Honestly, though I dissed as rumours-(Friday)-what-became-reality (this morning), in the larger picture, it is clearly not an "intact merger of equals". In the larger picture, it is shaping up pretty much as I predicted, at least three months ago -- a bust-up, or nothing. And so it is a "bust-up". A bust-up in the making, it would seem, according to Bloomberg, already -- by and Noon, today, to boot -- when the deal wasn't even four hours old:
Bloomberg has reported that the old Organon/Schering-Plough Merck/Sanofi-Aventis Animal Health businesses may -- or may not -- be among the businesses sold off (how's that for insightful reporting?), to pay down combined Merck/Schering-Plough debt.
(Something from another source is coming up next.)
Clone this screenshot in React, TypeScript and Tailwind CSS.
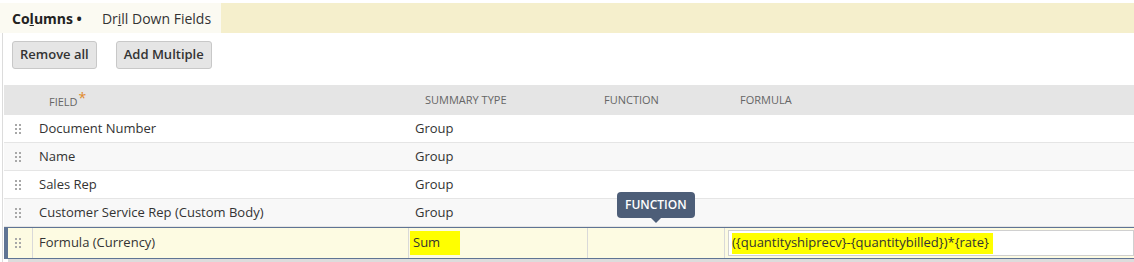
import React from 'react';

const rows = [
  { field: 'Document Number', summary: 'Group' },
  { field: 'Name', summary: 'Group' },
  { field: 'Sales Rep', summary: 'Group' },
  { field: 'Customer Service Rep (Custom Body)', summary: 'Group' },
];

const cols = 'grid grid-cols-[29px_376px_179px_137px_1fr]';

const DragHandle: React.FC = () => (
  <div className="grid grid-cols-2 gap-x-[2px] gap-y-[2px] w-[6px]">
    {[0, 1, 2, 3, 4, 5].map((i) => (
      <span key={i} className="w-[2px] h-[2px] bg-[#a8a8a8]" />
    ))}
  </div>
);

const App: React.FC = () => {
  return (
    <div
      className="w-[1134px] h-[262px] overflow-hidden bg-white text-[13px] text-[#333]"
      style={{ fontFamily: '"Open Sans", Arial, sans-serif' }}
    >
      {/* Tabs */}
      <div className="mt-[3px] h-[30px] flex bg-[#f5efcc]">
        <div className="w-[221px] flex items-center bg-[#fbfaf2] pl-[12px]">
          <span className="font-bold text-[14px] text-[#222]">
            Co<span className="underline">l</span>umns •
          </span>
          <span className="ml-[20px] text-[14px] text-[#333]">
            Dr<span className="underline">i</span>ll Down Fields
          </span>
        </div>
      </div>

      <div className="ml-[2px] border-l border-[#dcdcdc] pl-[1px]">
        {/* Buttons */}
        <div className="flex gap-[19px] pt-[8px] pl-[8px] h-[52px]">
          <button className="h-[28px] px-[7px] rounded-[3px] border border-[#c8c8c8] bg-[#e5e5e5] text-[13px] font-semibold text-[#333]">
            Remove all
          </button>
          <button className="h-[28px] px-[7px] rounded-[3px] border border-[#c8c8c8] bg-[#e5e5e5] text-[13px] font-semibold text-[#333]">
            Add Multiple
          </button>
        </div>

        {/* Header */}
        <div className={`${cols} h-[30px] items-center bg-[#e5e5e5] text-[11px] text-[#666] uppercase`}>
          <div />
          <div className="pl-[16px]">
            Field<span className="text-[#e08a2a] text-[14px] relative top-[-3px] ml-[1px]">*</span>
          </div>
          <div className="pl-[16px]">Summary Type</div>
          <div className="pl-[16px]">Function</div>
          <div className="pl-[15px]">Formula</div>
        </div>

        {/* Rows */}
        {rows.map((r, i) => (
          <div
            key={r.field}
            className={`${cols} h-[28px] items-center border-b border-[#e5e5e5] ${
              i % 2 === 1 ? 'bg-[#f8f8f8]' : 'bg-white'
            }`}
          >
            <div className="pl-[11px]">
              <DragHandle />
            </div>
            <div className="pl-[6px]">{r.field}</div>
            <div className="pl-[6px]">{r.summary}</div>
            <div />
            <div />
          </div>
        ))}

        {/* Selected row */}
        <div className="relative">
          <div className="absolute left-[613px] top-[-35px] flex flex-col items-center">
            <div className="h-[26px] px-[8px] flex items-center rounded-[4px] bg-[#4d5e78] text-white text-[12px] font-semibold">
              FUNCTION
            </div>
            <div className="w-0 h-0 border-x-[5px] border-x-transparent border-t-[5px] border-t-[#4d5e78]" />
          </div>
          <div className="grid grid-cols-[25px_376px_179px_137px_1fr] h-[32px] bg-[#fdfbe2] border-y border-[#5f7494] border-l-[4px] border-l-[#5f7494]">
            <div className="flex items-center pl-[7px] border-r border-[#d9d9d9]">
              <DragHandle />
            </div>
            <div className="flex items-center pl-[6px] border-r border-[#d9d9d9]">Formula (Currency)</div>
            <div className="flex items-center pl-[1px] border-r border-[#d9d9d9]">
              <span className="bg-[#ffff00] h-[24px] w-[50px] flex items-center pl-[3px]">Sum</span>
            </div>
            <div className="border-r border-[#d9d9d9]" />
            <div className="flex items-center pl-[3px]">
              <div className="h-[26px] w-full bg-white border border-[#d0d0d0] flex items-center pl-[3px]">
                <span className="bg-[#ffff00] h-[21px] flex items-center pr-[4px]">
                  {'({quantityshiprecv}-{quantitybilled})*{rate}'}
                </span>
              </div>
            </div>
          </div>
          <div className="h-[10px] bg-[#dcdcdc] ml-[4px]" />
        </div>
      </div>
    </div>
  );
};

export default App;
While an earlier version suggested that it might be the Organon/Schering-Plough ones, now it suggests the Merck/Sanofi ones, as "on the block". And so, perhaps this is the only truly-reliable portion:
. . . ."There are a variety of options the company is considering," said Amy Rose, a spokeswoman for Whitehouse Station, New Jersey-based Merck, in a telephone interview." Given that the deal was just announced today it is too early to speculate about conclusions that may be reached through the integration work". . . .
But mark my words -- "there will be blood. . . ." That is the less polite, but more accurate, face of the business term "integration work".
1 comment:
Yes, as you predicted 3 months ago, and as pointed out in a comment it might coincide with news on asenapine. Which also appears to be the case.